Une appétence au risque plus élevée dans un contexte de hausse des rendements japonais pourrait également soutenir les entrées de capitaux sur le marché boursier. Dans le même temps, les grandes entreprises, qui disposent de liquidités importantes, pourraient chercher à réinvestir dans des opportunités de croissance pour suivre le rythme de l’inflation.
Les actions des marchés émergents ont tendance à surperformer dans les contextes « idéaux » : une croissance mondiale et un commerce mondial stables ou en hausse, une liquidité mondiale adéquate ou abondante (rendements et inflation américains/mondiaux stables ou en baisse, dollar américain stable ou en baisse) et une stabilité des prix des matières premières. En cas d’atterrissage en douceur pour les États-Unis et les marchés développés, les craintes du « worst case scenario» pourraient se dissiper, mais cela ne garantirait pas non plus un « best case scenario ».
Le marché boursier chinois est probablement en train d’atteindre son niveau le plus bas, ce qui annonce une reprise potentielle à court terme. Pendant ce temps, les décideurs politiques semblent tarder à créer un plan de relance qui protègera l’économie sans exacerber les problèmes structurels. Les perspectives de croissance à long terme restent troublées par le lourd fardeau de la dette, la marge de manœuvre budgétaire limitée, le surendettement sur le marché immobilier, la détérioration des indicateurs démographiques et l’intensification des tensions géopolitiques. La croissance du PIB réel devrait ralentir, passant de près de 5% en 2023 à 3% au cours des prochaines années.
Les perspectives du marché actions en 2024 sont assombries par la politique monétaire restrictive et le ralentissement de la croissance économique.
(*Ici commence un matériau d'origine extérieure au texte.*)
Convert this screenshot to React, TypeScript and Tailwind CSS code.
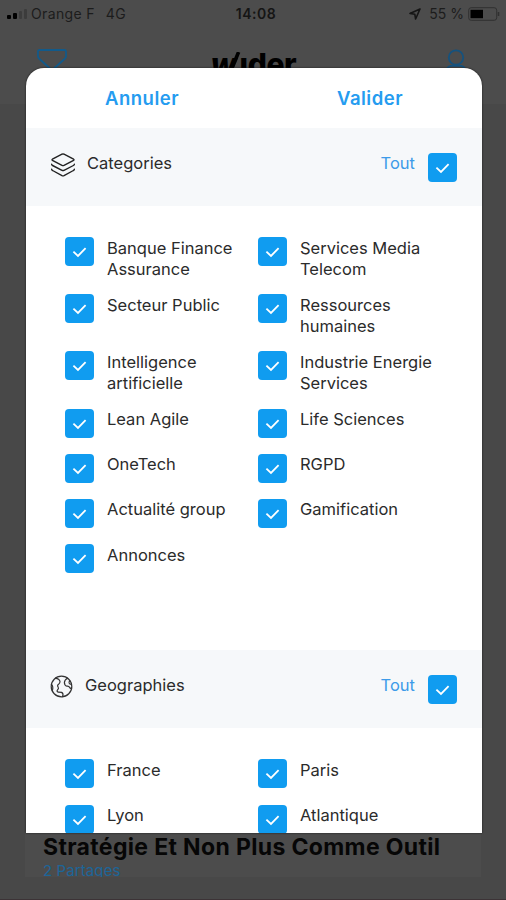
import { useState } from "react";

interface Item {
  label: string;
}

const CATEGORIES: Item[] = [
  { label: "Banque Finance Assurance" },
  { label: "Services Media Telecom" },
  { label: "Secteur Public" },
  { label: "Ressources humaines" },
  { label: "Intelligence artificielle" },
  { label: "Industrie Energie Services" },
  { label: "Lean Agile" },
  { label: "Life Sciences" },
  { label: "OneTech" },
  { label: "RGPD" },
  { label: "Actualité group" },
  { label: "Gamification" },
  { label: "Annonces" },
];

const GEOGRAPHIES: Item[] = [
  { label: "France" },
  { label: "Paris" },
  { label: "Lyon" },
  { label: "Atlantique" },
];

function Checkbox({ checked, label, onChange }: { checked: boolean; label: string; onChange: () => void }) {
  return (
    <button
      role="checkbox"
      aria-checked={checked}
      aria-label={label}
      onClick={onChange}
      className="flex size-[29px] shrink-0 items-center justify-center rounded-[4px] bg-[#109cf0]"
    >
      {checked && (
        <svg className="size-[15px]" viewBox="0 0 15 15" fill="none" stroke="white" strokeWidth="1.8">
          <path d="M1.4 7.6 6 12 13.6 4.2" />
        </svg>
      )}
    </button>
  );
}

function LayersIcon() {
  return (
    <svg className="h-[26px] w-[26px]" viewBox="0 0 26 26" fill="none" stroke="#222" strokeWidth="1.4" strokeLinejoin="round" strokeLinecap="round">
      <path d="M12 2.2Q13 1.7 14 2.2L23.6 7.2Q24.4 7.8 23.6 8.4L14 13.4Q13 13.9 12 13.4L2.4 8.4Q1.6 7.8 2.4 7.2Z" />
      <path d="M1.6 12.2Q1.6 13 2.6 13.5L12 18.3Q13 18.8 14 18.3L23.4 13.5Q24.4 13 24.4 12.2" />
      <path d="M1.6 17.2Q1.6 18 2.6 18.5L12 23.6Q13 24.1 14 23.6L23.4 18.5Q24.4 18 24.4 17.2" />
    </svg>
  );
}

function GlobeIcon() {
  return (
    <svg className="h-[23px] w-[23px]" viewBox="0 0 23 23" fill="none" stroke="#333" strokeWidth="1.2" strokeLinejoin="round" strokeLinecap="round">
      <circle cx="11.5" cy="11.5" r="10.3" />
      <path d="M5.4 3.2Q9.4 4 10 6.4 10.2 8 8.6 9.2 6.8 10.4 8.2 12.2 9 13.6 7.6 14.8 6.2 16.4 8.4 17.2L11.6 17.4Q13.8 18.6 12.6 21.6" />
      <path d="M1.4 9.4Q3.6 11 2.4 15.6" />
      <path d="M17.6 3.2Q14.6 4.6 14.4 7.4 14.4 10.4 17 11.2 18.8 11 19.8 12.6 20.6 14 21.6 13" />
      <path d="M19.8 5.6Q18.2 7.4 19.4 8.8L21.4 9.4" />
    </svg>
  );
}

function Logo() {
  return (
    <div className="relative mt-[-3px] ml-[-4px] flex text-[30px] leading-[36px] font-extrabold text-black">
      <i className="tracking-[-1px]">w</i>
      <span className="ml-[4px] tracking-[-0.4px]">ıder</span>
      <svg className="absolute top-[6px] left-[17px] h-[22px] w-[13px]" viewBox="0 0 13 22" stroke="black" strokeWidth="3.6">
        <path d="M10.6 0 2 21" />
      </svg>
    </div>
  );
}

function SectionHeader({ icon, title, checked, onToggle }: { icon: React.ReactNode; title: string; checked: boolean; onToggle: () => void }) {
  return (
    <div className="flex h-[78px] items-start justify-between bg-[#f6f8fa] pt-[25px] pr-[25px] pl-[24px]">
      <div className="flex items-start">
        {icon}
        <span className="text-[16.5px] leading-[21px]">{title}</span>
      </div>
      <div className="flex items-start gap-[13px]">
        <span className="text-[16.5px] leading-[21px] text-[#3d9be9]">Tout</span>
        <Checkbox checked={checked} label={title} onChange={onToggle} />
      </div>
    </div>
  );
}

function Section({ icon, title, items }: { icon: React.ReactNode; title: string; items: Item[] }) {
  const [selected, setSelected] = useState(items.map((i) => i.label));
  const all = selected.length === items.length;

  const toggle = (label: string) =>
    setSelected((prev) => (prev.includes(label) ? prev.filter((l) => l !== label) : [...prev, label]));

  return (
    <section>
      <SectionHeader
        icon={icon}
        title={title}
        checked={all}
        onToggle={() => setSelected(all ? [] : items.map((i) => i.label))}
      />
      <div className="grid grid-cols-[193px_193px] pt-[31px] pb-[61px] pl-[39px]">
        {items.map((item) => (
          <div key={item.label} className="flex min-h-[45.2px] items-start gap-[13px]">
            <Checkbox checked={selected.includes(item.label)} label={item.label} onChange={() => toggle(item.label)} />
            <span className="w-[140px] pt-[0.5px] pb-[14.7px] text-[16.5px] leading-[21px]">{item.label}</span>
          </div>
        ))}
      </div>
    </section>
  );
}

function StatusBar() {
  return (
    <div className="flex h-[27px] items-center text-[14px] text-[#1c1c1c]">
      <div className="flex w-[210px] items-center pl-[7px]">
        <div className="flex h-[10px] items-end gap-[2px]">
          <span className="h-[4px] w-[4px] rounded-[1px] bg-black" />
          <span className="h-[6px] w-[4px] rounded-[1px] bg-black" />
          <span className="h-[8px] w-[3px] rounded-[1px] bg-[#3c3c3c]" />
          <span className="h-[10px] w-[3px] rounded-[1px] bg-[#3c3c3c]" />
        </div>
        <span className="ml-[4px] tracking-[0.35px]">Orange F</span>
        <span className="ml-[11px] tracking-[0.3px]">4G</span>
      </div>
      <span className="w-[92px] text-center font-semibold tracking-[0.5px] text-[#151515]">14:08</span>
      <div className="flex flex-1 items-center justify-end pr-[5px]">
        <svg className="mr-[8px] size-[12px]" viewBox="0 0 12 12" fill="none" stroke="#151515" strokeWidth="1.6" strokeLinejoin="round">
          <path d="M11 1 1 5.4 5.8 6.2 6.6 11Z" />
        </svg>
        <span>55 %</span>
        <svg className="ml-[4px] h-[14px] w-[33px]" viewBox="0 0 33 14" fill="none">
          <rect x="0.7" y="0.7" width="28" height="12.6" rx="2.5" stroke="#303030" />
          <rect x="2.5" y="2.8" width="12.5" height="8.4" fill="black" />
          <path d="M30.5 5v4" stroke="#303030" strokeWidth="1.6" />
        </svg>
      </div>
    </div>
  );
}

export default function App() {
  return (
    <div className="relative flex h-[900px] w-[506px] flex-col overflow-hidden bg-[#484848] font-['Inter','Liberation_Sans',sans-serif]">
      <header className="h-[104px] bg-[#4c4c4c]">
        <StatusBar />
        <div className="flex h-[77px] items-start justify-between pt-[22px] pr-[38px] pl-[37px]">
          <svg className="h-[30px] w-[30px]" viewBox="0 0 30 30" fill="none" stroke="#125a8a" strokeWidth="1.8" strokeLinejoin="round">
            <path d="M2.5 1H27.5Q29 1 29 2.5V7Q29 8.5 28 9.5L16.5 20V27L13.5 29V20L2 9.5Q1 8.5 1 7V2.5Q1 1 2.5 1Z" />
          </svg>
          <Logo />
          <svg className="h-[32px] w-[24px]" viewBox="0 0 24 32" fill="none" stroke="#15527e" strokeWidth="1.8">
            <circle cx="12" cy="8.5" r="7.2" />
            <path d="M3 24V20Q3.5 17.5 7 16.8H17Q20.5 17.5 21 20V24" />
          </svg>
        </div>
      </header>

      <main className="flex flex-1 flex-col justify-end px-[25px] pb-[23px]">
        <article className="h-[46px] bg-[#4c4c4c] pt-[2px] pl-[18px]">
          <h2 className="text-[23px] leading-[28px] font-bold tracking-[0.35px] whitespace-nowrap text-[#060606]">
            Stratégie Et Non Plus Comme Outil
          </h2>
          <p className="text-[15px] leading-[20px] tracking-[0.1px] text-[#1d6598]">2 Partages</p>
        </article>
      </main>
      {/* bottom bar hides the end of the feed */}
      <div className="absolute inset-x-0 bottom-0 h-[23px] border-b border-[#3c3336] bg-[#484848]" />

      <div
        role="dialog"
        className="absolute top-[68px] left-[26px] h-[765px] w-[456px] overflow-hidden rounded-t-[18px] bg-white text-[#2b2b2b] shadow-[0_0_2px_#111]"
      >
        <div className="flex h-[60px] items-center justify-around pt-[2px] text-[18.5px] font-semibold tracking-[0.5px] text-[#259cf0]">
          <button>Annuler</button>
          <button>Valider</button>
        </div>
        <Section
          icon={<span className="mr-[11px] -mt-px"><LayersIcon /></span>}
          title="Categories"
          items={CATEGORIES}
        />
        <Section
          icon={<span className="mr-[12px]"><GlobeIcon /></span>}
          title="Geographies"
          items={GEOGRAPHIES}
        />
      </div>
    </div>
  );
}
Dans un contexte de plus grande volatilité, nous privilégions de n’avoir que certains aspects du marché sélectionnés en fonction des caractéristiques d’un investissement de qualité. Le marché américain est privilégié en raison de sa composition sectorielle et de l’avantage concurrentiel de ses entreprises. Pour diverses raisons structurelles, nous pensons que le Japon devrait maintenir sa dynamique de performance positive au cours de la nouvelle année. En revanche, les investisseurs à la recherche d’une surperformance en Europe, en Chine et sur les marchés émergents seront généralement confrontés à des vents contraires causés par la nature cyclique de ces économies et à la détérioration de la conjoncture économique.